Mmmm. Cascadian huckleberry.

Americans who want to seem high class sometimes adopt Britishisms, but when they want to seem sophisticated, they often resort to French. Sometimes, as with "laissez faire," it's to hide the ugly truth ("unfettered capitalism" sounds more sinister), but the general idea is to make something ordinary sound fancy--"C'est magnifique" has a flair that "yum" just ain't got. Eventually, the word may become American as apple pie, or at least quiche. 

Food is a realm where these migrations occur regularly, and one of the newer arrivals is "terroir," which refers to the peculiarities of flavor bestowed on a food by its place of origin. There is no obvious Engish word that conveys the same concept, which makes sense when you think of most English cuisine (ah, see? the very word "cuisine" had to be imported--I rest my case). But in wine country the soil, climate, and a host of other influences affect the outcome, sometimes on a scale so minute that a location 100 meters away--but on the wrong side of a ridge--cannot replicate the terroir of a prized place.

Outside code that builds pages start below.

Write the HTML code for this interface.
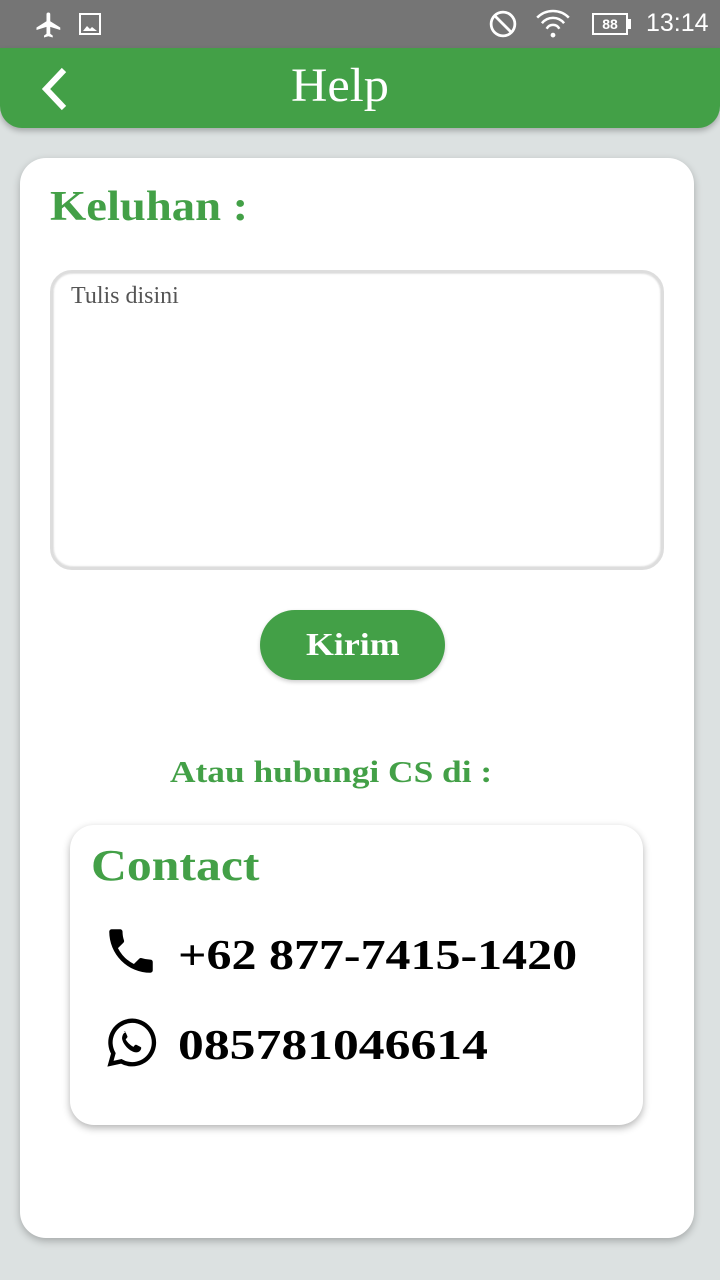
<!DOCTYPE html>
<html><head><meta charset="utf-8"><style>
*{margin:0;padding:0;box-sizing:border-box}
body{width:720px;height:1280px;background:#dce1e1;position:relative;overflow:hidden;font-family:"Liberation Serif",serif}
.sb{position:absolute;top:0;left:0;width:720px;height:48px;background:#757575;color:#fff;font-family:"Liberation Sans",sans-serif}
.bar{position:absolute;top:48px;left:0;width:720px;height:80px;background:#43a047;border-radius:0 0 22px 22px;box-shadow:0 3px 6px rgba(0,0,0,.25)}
.bar h1{position:absolute;left:291px;top:10px;font-weight:normal;color:#fff;font-size:48px;transform:scaleX(1.05);transform-origin:left}
.card{position:absolute;left:20px;top:158px;width:674px;height:1080px;background:#fff;border-radius:26px;box-shadow:0 3px 8px rgba(0,0,0,.25)}
.g{color:#43a047;font-weight:bold;position:absolute;transform-origin:left;white-space:nowrap}
.ta{position:absolute;left:50px;top:270px;width:614px;height:300px;border:3px solid #ddd;border-radius:22px;box-shadow:inset 0 0 2px #bbb}
.ta span{position:absolute;left:18px;top:10px;font-size:24px;color:#555}
.btn{position:absolute;left:260px;top:610px;width:185px;height:70px;background:#43a047;border-radius:35px;color:#fff;font-weight:bold;font-size:32px;text-align:center;line-height:68px;box-shadow:0 2px 4px rgba(0,0,0,.2)}
.btn span{display:inline-block;transform:scaleX(1.12)}
.ct{position:absolute;left:70px;top:825px;width:573px;height:300px;background:#fff;border-radius:24px;box-shadow:0 3px 8px rgba(0,0,0,.3)}
.num{position:absolute;font-weight:bold;font-size:42px;color:#000;transform-origin:left;white-space:nowrap}
</style></head><body>
<div class="sb">
<svg style="position:absolute;left:34px;top:10px" width="30" height="30" viewBox="0 0 24 24"><path fill="#fff" d="M21 16v-2l-8-5V3.5a1.5 1.5 0 0 0-3 0V9l-8 5v2l8-2.5V19l-2 1.5V22l3.5-1 3.5 1v-1.5L13 19v-5.5z"/></svg>
<svg style="position:absolute;left:78px;top:12px" width="24" height="24" viewBox="0 0 24 24"><rect x="2" y="2" width="20" height="20" fill="none" stroke="#fff" stroke-width="2"/><path fill="#fff" d="M5 19l4-5 3 3 2-2 5 4z"/></svg>
<svg style="position:absolute;left:488px;top:9px" width="30" height="30" viewBox="0 0 24 24"><circle cx="12" cy="12" r="9.5" fill="none" stroke="#fff" stroke-width="2.2"/><path d="M5.5 5.5l13 13" stroke="#fff" stroke-width="2.2"/></svg>
<svg style="position:absolute;left:534px;top:8px" width="38" height="32" viewBox="0 0 24 20"><path d="M2 6a14 14 0 0 1 20 0M5 9.5a9 9 0 0 1 14 0M8 13a4.5 4.5 0 0 1 8 0" fill="none" stroke="#fff" stroke-width="1.6"/><circle cx="12" cy="17" r="1.5" fill="#fff"/></svg>
<div style="position:absolute;left:592px;top:13px;width:36px;height:22px;border:2px solid #fff;font-size:14px;font-weight:bold;text-align:center;line-height:18px">88</div>
<div style="position:absolute;left:628px;top:19px;width:3px;height:10px;background:#fff"></div>
<div style="position:absolute;left:646px;top:9px;font-size:25px">13:14</div>
</div>
<div class="bar">
<svg style="position:absolute;left:38px;top:18px" width="34" height="46" viewBox="0 0 34 46"><path d="M26 4L8 23l18 19" fill="none" stroke="#fff" stroke-width="6"/></svg>
<h1>Help</h1>
</div>
<div class="card"></div>
<div class="g" style="left:50px;top:183px;font-size:42px;transform:scaleX(1.11)">Keluhan :</div>
<div class="ta"><span>Tulis disini</span></div>
<div class="btn"><span>Kirim</span></div>
<div class="g" style="left:170px;top:754px;font-size:31px;transform:scaleX(1.14)">Atau hubungi CS di :</div>
<div class="ct"></div>
<div class="g" style="left:91px;top:840px;font-size:44px;transform:scaleX(1.13)">Contact</div>
<svg style="position:absolute;left:102px;top:922px" width="58" height="58" viewBox="0 0 24 24"><path fill="#000" d="M6.6 10.8a15 15 0 0 0 6.6 6.6l2.2-2.2a1 1 0 0 1 1-.25 11.4 11.4 0 0 0 3.6.6 1 1 0 0 1 1 1V20a1 1 0 0 1-1 1A17 17 0 0 1 3 4a1 1 0 0 1 1-1h3.5a1 1 0 0 1 1 1c0 1.25.2 2.45.6 3.6a1 1 0 0 1-.25 1z"/></svg>
<div class="num" style="left:178px;top:932px;transform:scaleX(1.19)">+62 877-7415-1420</div>
<svg style="position:absolute;left:102px;top:1013px" width="58" height="58" viewBox="0 0 24 24"><path fill="none" stroke="#000" stroke-width="1.8" d="M3.5 21l1.2-4.3A9 9 0 1 1 8 20z"/><path fill="#000" d="M9 7.5c.4 0 .6 0 .8.5l.7 1.6c.1.3 0 .5-.2.7l-.5.6c.7 1.3 1.8 2.4 3.2 3.1l.6-.7c.2-.2.4-.2.7-.1l1.6.8c.3.2.4.3.3.7-.2 1-1 1.6-2 1.6-2.6-.2-5.6-3.2-5.9-5.8 0-1 .5-2.5 1.6-2.5z"/></svg>
<div class="num" style="left:178px;top:1022px;transform:scaleX(1.23)">085781046614</div>
</body></html>
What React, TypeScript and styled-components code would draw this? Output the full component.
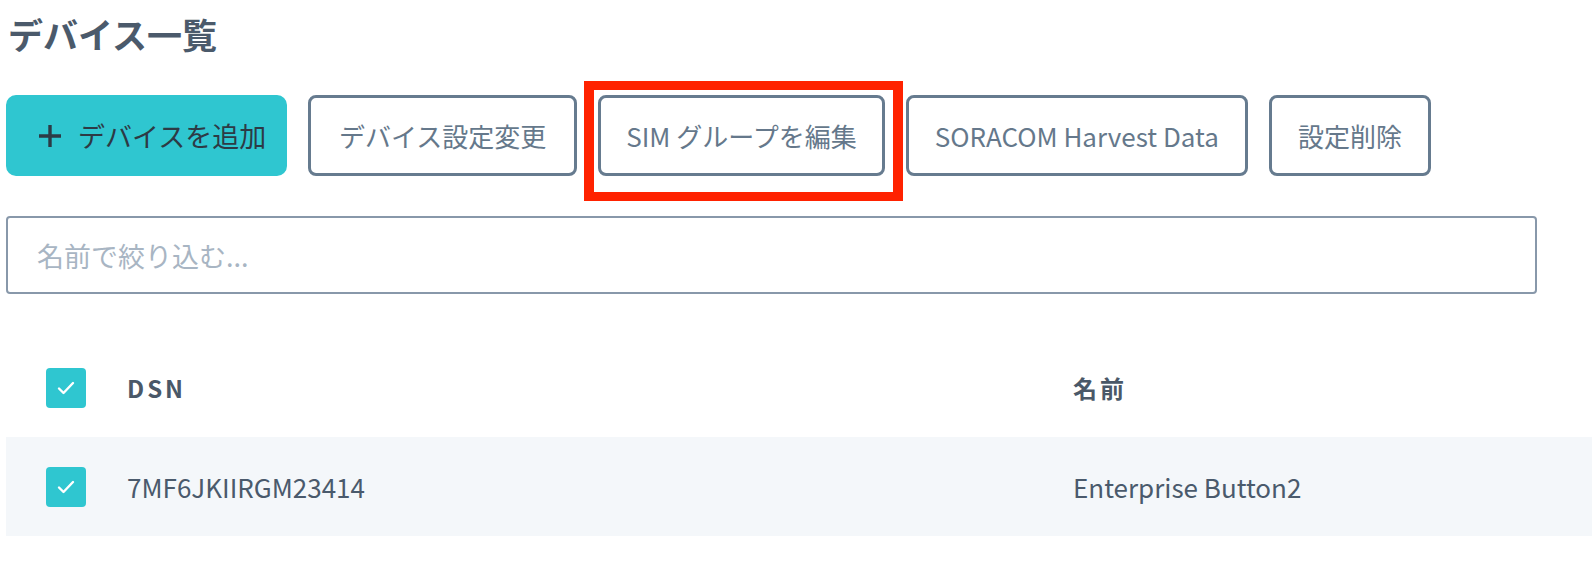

Americans cling to some remnants of this concept, and seem to be rediscovering it. When I was a kid, Hanover County tomatoes and Smithfield ham had this kind of aura. But for most of my life, farming has trended toward uniformity and commoditization. The 'market' allegedly wanted not just all wheat to be the same, but all cucumbers, tomatoes, hams,...everything. Micro-breweries (and wineries, for you fancy drinkers) and farmers markets, which continue to sprout in new places and thrive where they gain a root-hold, offer hope that we're turning around as a culture, remembering and reviving local flavors.

However, if you get beyond the surface, you see we have a long way to go. The new locavores rail against the authoritarian uniformity imposed on the food supply by Monsanto, ADM, Con-Agra, and...well, the point is that the list is not very long. A lot of ink (how much of it GMO soy-based?) is devoted to lamenting and opposing the monotony of the produce, the loss of diversity and heritage varieties that occurs when all corn is Silver Queen and all cukes are Marketmore. Being a staunch evolutionist, I'm with them on this. Besides being boring, it is incredibly stupid to put all your eggs (mostly laid by just one breed) in one basket. And as a lover of things old, a conservationist at heart, I hate seeing old varieties disappear.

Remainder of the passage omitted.